[BEGIN DATA LINES]
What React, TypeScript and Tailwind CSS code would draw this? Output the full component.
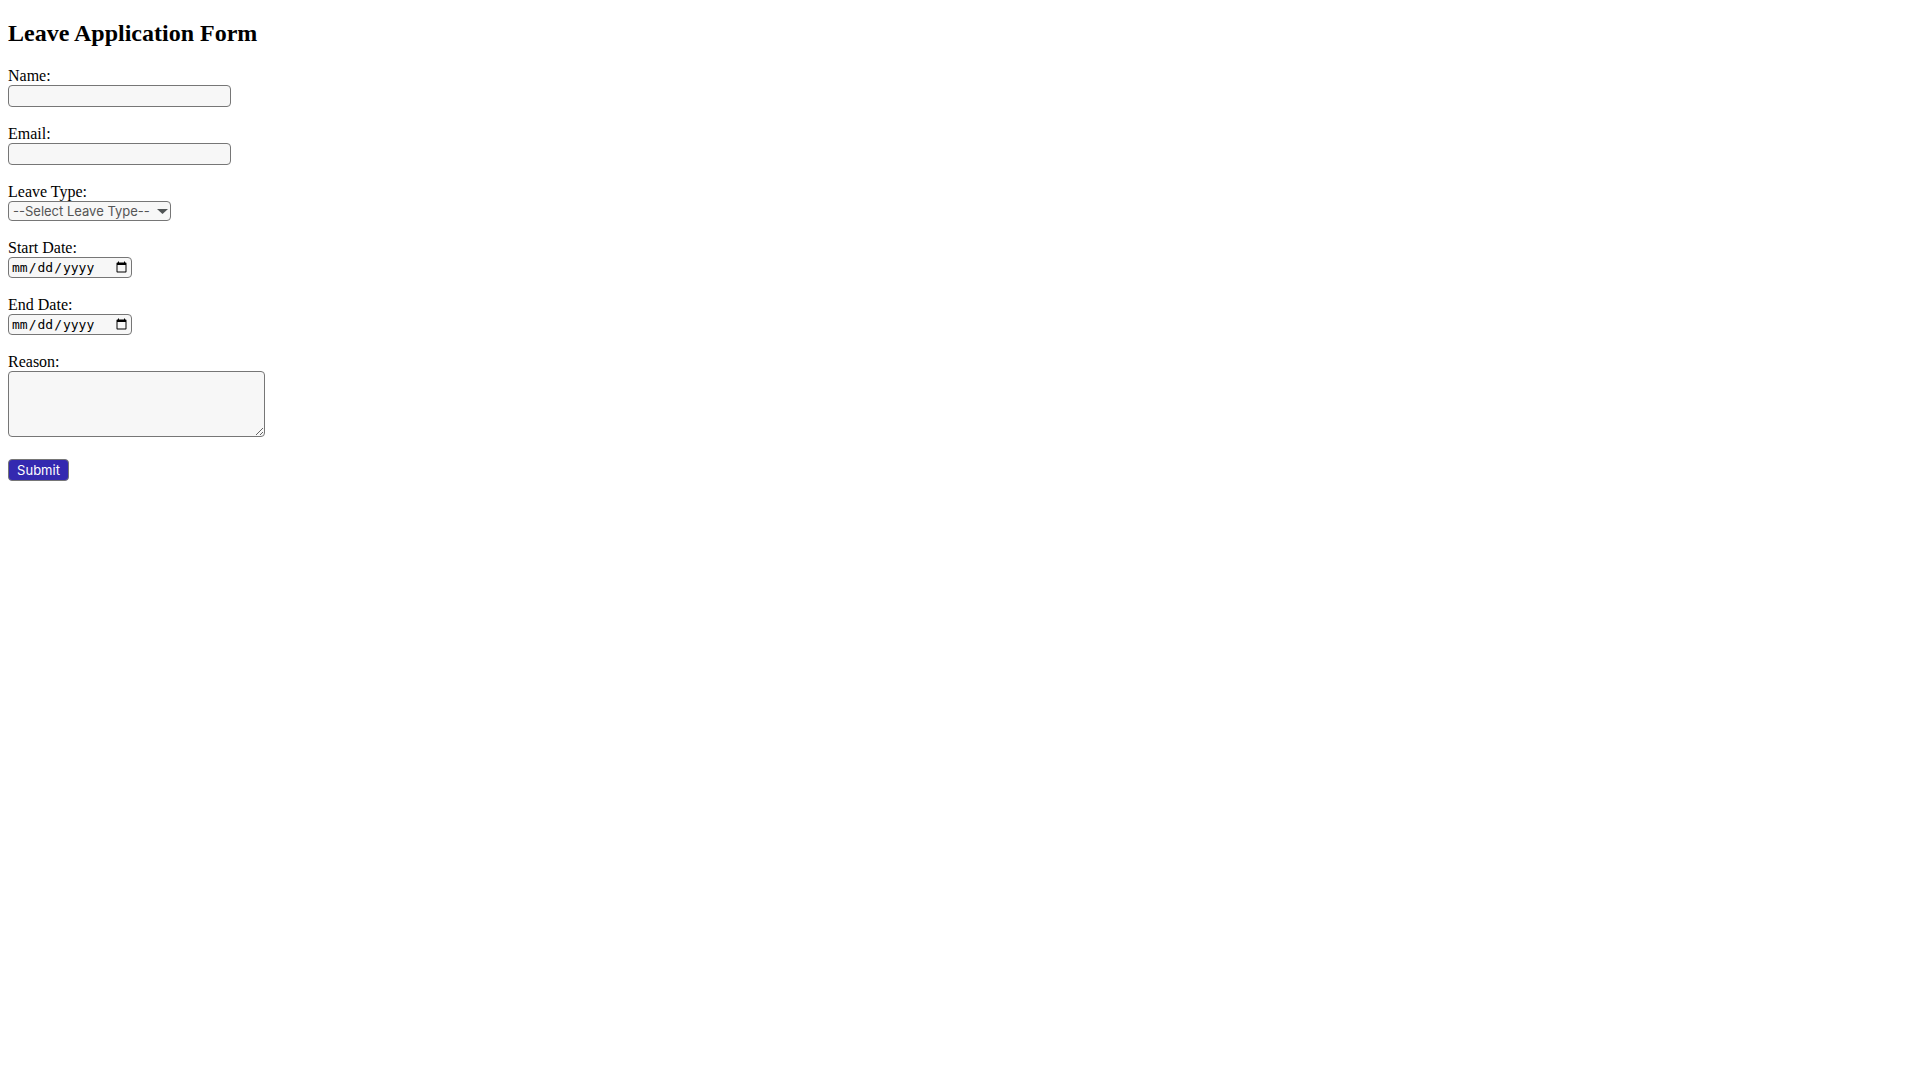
import React from "react";

const label = "block text-base leading-[18px]";
const field = "block rounded-[4px] border border-[#767676] bg-[#f7f7f7]";
const dateField = field + " h-[21px] w-[124px] pl-0.5 pr-px text-[13px] font-['DejaVu_Sans_Mono',monospace]";

export default function App() {
  return (
    <main className="p-2 text-black font-['Liberation_Serif',serif]">
      <h2 className="mt-3 mb-5 text-2xl leading-[27px] font-bold">Leave Application Form</h2>
      <form className="flex flex-col items-start gap-[18px]">
        <div>
          <label className={label} htmlFor="name">Name:</label>
          <input className={field + " h-[22px] w-[223px]"} id="name" type="text" />
        </div>
        <div>
          <label className={label} htmlFor="email">Email:</label>
          <input className={field + " h-[22px] w-[223px]"} id="email" type="email" />
        </div>
        <div>
          <label className={label} htmlFor="type">Leave Type:</label>
          <div className="relative">
            <select id="type" className={field + " h-5 w-[163px] appearance-none pl-1 text-[13px] leading-4 text-[#555] font-['Inter',sans-serif]"}>
              <option>--Select Leave Type--</option>
              <option>Sick Leave</option>
              <option>Casual Leave</option>
            </select>
            <svg className="pointer-events-none absolute top-2 right-[3px] h-[5px] w-[11px]" viewBox="0 0 11 5"><path d="M0 0h11L5.500 5z" fill="#505455" /></svg>
          </div>
        </div>
        <div>
          <label className={label} htmlFor="start">Start Date:</label>
          <input className={dateField} id="start" type="date" />
        </div>
        <div>
          <label className={label} htmlFor="end">End Date:</label>
          <input className={dateField} id="end" type="date" />
        </div>
        <div className="mb-1">
          <label className={label} htmlFor="reason">Reason:</label>
          <textarea className={field + " h-[66px] w-[257px] p-0.5"} id="reason" />
        </div>
        <button type="submit" className="h-[22px] w-[61px] rounded-[4px] border border-[#767676] bg-[#3429b0] text-[13px] leading-4 text-white font-['Inter',sans-serif]">Submit</button>
      </form>
    </main>
  );
}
[END DATA LINES]
WRITTEN REQUEST: Leave out the pictures, then repeat the listing above exactly from its first line to the line with "const dateField = field", inclusive.

OUTPUT FOR THIS TASK:
What React, TypeScript and Tailwind CSS code would draw this? Output the full component.
import React from "react";

const label = "block text-base leading-[18px]";
const field = "block rounded-[4px] border border-[#767676] bg-[#f7f7f7]";
const dateField = field + " h-[21px] w-[124px] pl-0.5 pr-px text-[13px] font-['DejaVu_Sans_Mono',monospace]";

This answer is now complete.